> [WHAT IS REQUIRED]
Copy out the listing that follows, exact in every word, and skip the images.

> [PROVIDED DATA]
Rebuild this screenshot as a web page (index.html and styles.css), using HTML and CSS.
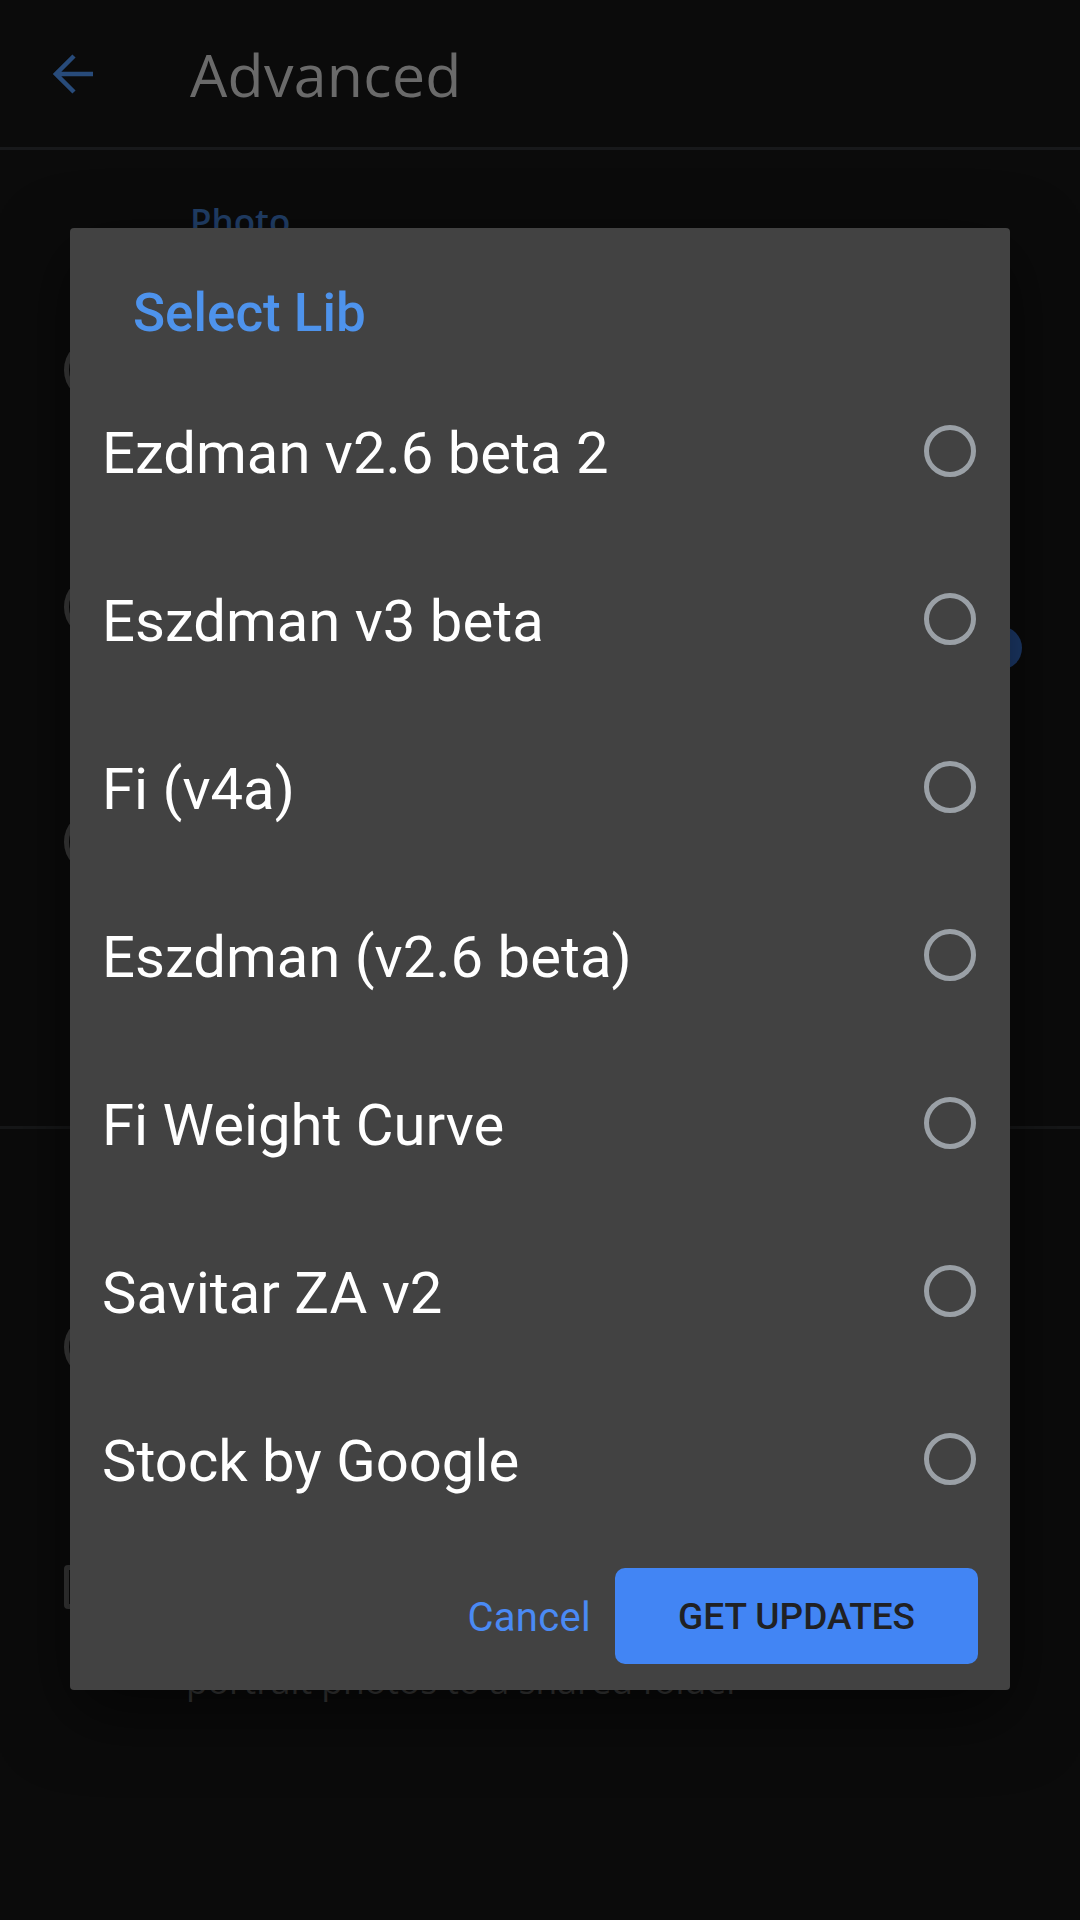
FILE: index.html
```html
<!DOCTYPE html>
<html>
<head>
<meta charset="utf-8">
<link rel="stylesheet" href="styles.css">
</head>
<body>
<div class="screen">
  <header class="appbar">
    <svg class="back" width="42" height="42" viewBox="0 0 42 42"><path d="M40 21H4M21 3L3 21l18 18" fill="none" stroke="#284b7a" stroke-width="4.5"/></svg>
    <h1 class="appbar-title">Advanced</h1>
  </header>
  <main class="content">
    <div class="section-label">Photo</div>
    <div class="setting s1"><span class="ring"></span></div>
    <div class="setting s2"><span class="ring"></span><span class="grow"></span><span class="thumb"></span></div>
    <div class="setting s3"><span class="ring"></span></div>
    <div class="divider"></div>
    <div class="setting s4"><span class="ring"></span></div>
    <div class="setting s5">
      <span class="square"></span>
      <div class="summary">portrait photos to a shared folder</div>
    </div>
  </main>

  <div class="dialog">
    <h2 class="dlg-title">Select Lib</h2>
    <ul class="options">
      <li class="option"><span class="opt-text">Ezdman v2.6 beta 2</span><span class="radio"></span></li>
      <li class="option"><span class="opt-text">Eszdman v3 beta</span><span class="radio"></span></li>
      <li class="option"><span class="opt-text">Fi (v4a)</span><span class="radio"></span></li>
      <li class="option"><span class="opt-text">Eszdman (v2.6 beta)</span><span class="radio"></span></li>
      <li class="option"><span class="opt-text">Fi Weight Curve</span><span class="radio"></span></li>
      <li class="option"><span class="opt-text">Savitar ZA v2</span><span class="radio"></span></li>
      <li class="option"><span class="opt-text">Stock by Google</span><span class="radio"></span></li>
    </ul>
    <div class="actions">
      <span class="btn-text">Cancel</span>
      <span class="btn-primary">GET UPDATES</span>
    </div>
  </div>
</div>
</body>
</html>
```

FILE: styles.css
```css
* { box-sizing: border-box; }
html, body { margin: 0; padding: 0; }
body {
  width: 1080px;
  height: 1920px;
  background: #0b0b0b;
  font-family: Roboto, "Liberation Sans", sans-serif;
  overflow: hidden;
}
.screen {
  position: relative;
  width: 1080px;
  height: 1920px;
  background: #0b0b0b;
}

/* ---------- app behind the dialog ---------- */
.appbar {
  height: 150px;
  display: flex;
  align-items: center;
  padding-left: 53px;
  border-bottom: 3px solid #18191b;
}
.back { display: block; flex: none; }
.appbar-title {
  margin: 0 0 0 95px;
  font-family: "Open Sans", "Noto Sans", sans-serif;
  font-weight: 400;
  font-size: 59px;
  line-height: 70px;
  color: #6a6a6a;
  letter-spacing: 0.3px;
}
.content { display: flex; flex-direction: column; }
.section-label {
  height: 100px;
  padding: 46px 0 0 190px;
  font-family: "Open Sans", "Noto Sans", sans-serif;
  font-weight: 600;
  font-size: 35px;
  line-height: 50px;
  color: #213f68;
}
.setting {
  display: flex;
  align-items: center;
  padding-left: 64px;
  padding-right: 58px;
}
.s1 { height: 240px; }
.s2 { height: 232px; align-items: flex-start; padding-top: 86px; }
.s3 { height: 240px; }
.s4 { height: 436px; }
.s5 { height: 300px; align-items: flex-start; padding-top: 0; }
.grow { flex: 1; }
.ring {
  width: 62px;
  height: 62px;
  border-radius: 50%;
  border: 5px solid #3c3c3c;
  flex: none;
}
.thumb {
  width: 44px;
  height: 44px;
  border-radius: 50%;
  background: #1d3b6c;
  margin-top: 50px;
  flex: none;
}
.divider { height: 167px; border-bottom: 3px solid #161718; }
.square {
  width: 60px;
  height: 44px;
  border: 5px solid #383838;
  border-radius: 4px;
  flex: none;
}
.summary {
  margin: 95px 0 0 62px;
  font-family: "Open Sans", "Noto Sans", sans-serif;
  font-size: 35.5px;
  line-height: 40px;
  color: #3c3c3c;
}

/* ---------- dialog ---------- */
.dialog {
  position: absolute;
  left: 70px;
  top: 228px;
  width: 940px;
  height: 1462px;
  background: #424242;
  border-radius: 4px;
  box-shadow: 0 24px 70px rgba(0, 0, 0, 0.55);
  display: flex;
  flex-direction: column;
}
.dlg-title {
  margin: 0;
  padding: 52px 0 0 63px;
  font-size: 53px;
  line-height: 66px;
  font-weight: 500;
  color: #4e93ec;
}
.options {
  list-style: none;
  margin: 21px 0 0 0;
  padding: 0;
}
.option {
  height: 168px;
  display: flex;
  align-items: center;
  justify-content: space-between;
  padding: 0 34px 0 32px;
}
.opt-text {
  font-size: 58px;
  line-height: 70px;
  padding-top: 4px;
  color: #ffffff;
  font-weight: 400;
}
.radio {
  width: 52px;
  height: 52px;
  border-radius: 50%;
  border: 5px solid #9aa0a6;
  flex: none;
}
.actions {
  margin-top: 25px;
  display: flex;
  justify-content: flex-end;
  align-items: center;
  gap: 24px;
  padding-right: 32px;
}
.btn-text {
  font-size: 40px;
  font-weight: 400;
  color: #4a8af4;
  letter-spacing: 0.3px;
  padding-top: 3px;
}
.btn-primary {
  width: 363px;
  height: 96px;
  border-radius: 10px;
  background: #4285f4;
  color: #202124;
  font-size: 37px;
  font-weight: 500;
  display: flex;
  align-items: center;
  justify-content: center;
}
```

> [OUTPUT BELOW]
Rebuild this screenshot as a web page (index.html and styles.css), using HTML and CSS.
FILE: index.html
```html
<!DOCTYPE html>
<html>
<head>
<meta charset="utf-8">
<link rel="stylesheet" href="styles.css">
</head>
<body>
<div class="screen">
  <header class="appbar">
    <svg class="back" width="42" height="42" viewBox="0 0 42 42"><path d="M40 21H4M21 3L3 21l18 18" fill="none" stroke="#284b7a" stroke-width="4.5"/></svg>
    <h1 class="appbar-title">Advanced</h1>
  </header>
  <main class="content">
    <div class="section-label">Photo</div>
    <div class="setting s1"><span class="ring"></span></div>
    <div class="setting s2"><span class="ring"></span><span class="grow"></span><span class="thumb"></span></div>
    <div class="setting s3"><span class="ring"></span></div>
    <div class="divider"></div>
    <div class="setting s4"><span class="ring"></span></div>
    <div class="setting s5">
      <span class="square"></span>
      <div class="summary">portrait photos to a shared folder</div>
    </div>
  </main>

  <div class="dialog">
    <h2 class="dlg-title">Select Lib</h2>
    <ul class="options">
      <li class="option"><span class="opt-text">Ezdman v2.6 beta 2</span><span class="radio"></span></li>
      <li class="option"><span class="opt-text">Eszdman v3 beta</span><span class="radio"></span></li>
      <li class="option"><span class="opt-text">Fi (v4a)</span><span class="radio"></span></li>
      <li class="option"><span class="opt-text">Eszdman (v2.6 beta)</span><span class="radio"></span></li>
      <li class="option"><span class="opt-text">Fi Weight Curve</span><span class="radio"></span></li>
      <li class="option"><span class="opt-text">Savitar ZA v2</span><span class="radio"></span></li>
      <li class="option"><span class="opt-text">Stock by Google</span><span class="radio"></span></li>
    </ul>
    <div class="actions">
      <span class="btn-text">Cancel</span>
      <span class="btn-primary">GET UPDATES</span>
    </div>
  </div>
</div>
</body>
</html>
```

FILE: styles.css
```css
* { box-sizing: border-box; }
html, body { margin: 0; padding: 0; }
body {
  width: 1080px;
  height: 1920px;
  background: #0b0b0b;
  font-family: Roboto, "Liberation Sans", sans-serif;
  overflow: hidden;
}
.screen {
  position: relative;
  width: 1080px;
  height: 1920px;
  background: #0b0b0b;
}

/* ---------- app behind the dialog ---------- */
.appbar {
  height: 150px;
  display: flex;
  align-items: center;
  padding-left: 53px;
  border-bottom: 3px solid #18191b;
}
.back { display: block; flex: none; }
.appbar-title {
  margin: 0 0 0 95px;
  font-family: "Open Sans", "Noto Sans", sans-serif;
  font-weight: 400;
  font-size: 59px;
  line-height: 70px;
  color: #6a6a6a;
  letter-spacing: 0.3px;
}
.content { display: flex; flex-direction: column; }
.section-label {
  height: 100px;
  padding: 46px 0 0 190px;
  font-family: "Open Sans", "Noto Sans", sans-serif;
  font-weight: 600;
  font-size: 35px;
  line-height: 50px;
  color: #213f68;
}
.setting {
  display: flex;
  align-items: center;
  padding-left: 64px;
  padding-right: 58px;
}
.s1 { height: 240px; }
.s2 { height: 232px; align-items: flex-start; padding-top: 86px; }
.s3 { height: 240px; }
.s4 { height: 436px; }
.s5 { height: 300px; align-items: flex-start; padding-top: 0; }
.grow { flex: 1; }
.ring {
  width: 62px;
  height: 62px;
  border-radius: 50%;
  border: 5px solid #3c3c3c;
  flex: none;
}
.thumb {
  width: 44px;
  height: 44px;
  border-radius: 50%;
  background: #1d3b6c;
  margin-top: 50px;
  flex: none;
}
.divider { height: 167px; border-bottom: 3px solid #161718; }
.square {
  width: 60px;
  height: 44px;
  border: 5px solid #383838;
  border-radius: 4px;
  flex: none;
}
.summary {
  margin: 95px 0 0 62px;
  font-family: "Open Sans", "Noto Sans", sans-serif;
  font-size: 35.5px;
  line-height: 40px;
  color: #3c3c3c;
}

/* ---------- dialog ---------- */
.dialog {
  position: absolute;
  left: 70px;
  top: 228px;
  width: 940px;
  height: 1462px;
  background: #424242;
  border-radius: 4px;
  box-shadow: 0 24px 70px rgba(0, 0, 0, 0.55);
  display: flex;
  flex-direction: column;
}
.dlg-title {
  margin: 0;
  padding: 52px 0 0 63px;
  font-size: 53px;
  line-height: 66px;
  font-weight: 500;
  color: #4e93ec;
}
.options {
  list-style: none;
  margin: 21px 0 0 0;
  padding: 0;
}
.option {
  height: 168px;
  display: flex;
  align-items: center;
  justify-content: space-between;
  padding: 0 34px 0 32px;
}
.opt-text {
  font-size: 58px;
  line-height: 70px;
  padding-top: 4px;
  color: #ffffff;
  font-weight: 400;
}
.radio {
  width: 52px;
  height: 52px;
  border-radius: 50%;
  border: 5px solid #9aa0a6;
  flex: none;
}
.actions {
  margin-top: 25px;
  display: flex;
  justify-content: flex-end;
  align-items: center;
  gap: 24px;
  padding-right: 32px;
}
.btn-text {
  font-size: 40px;
  font-weight: 400;
  color: #4a8af4;
  letter-spacing: 0.3px;
  padding-top: 3px;
}
.btn-primary {
  width: 363px;
  height: 96px;
  border-radius: 10px;
  background: #4285f4;
  color: #202124;
  font-size: 37px;
  font-weight: 500;
  display: flex;
  align-items: center;
  justify-content: center;
}
```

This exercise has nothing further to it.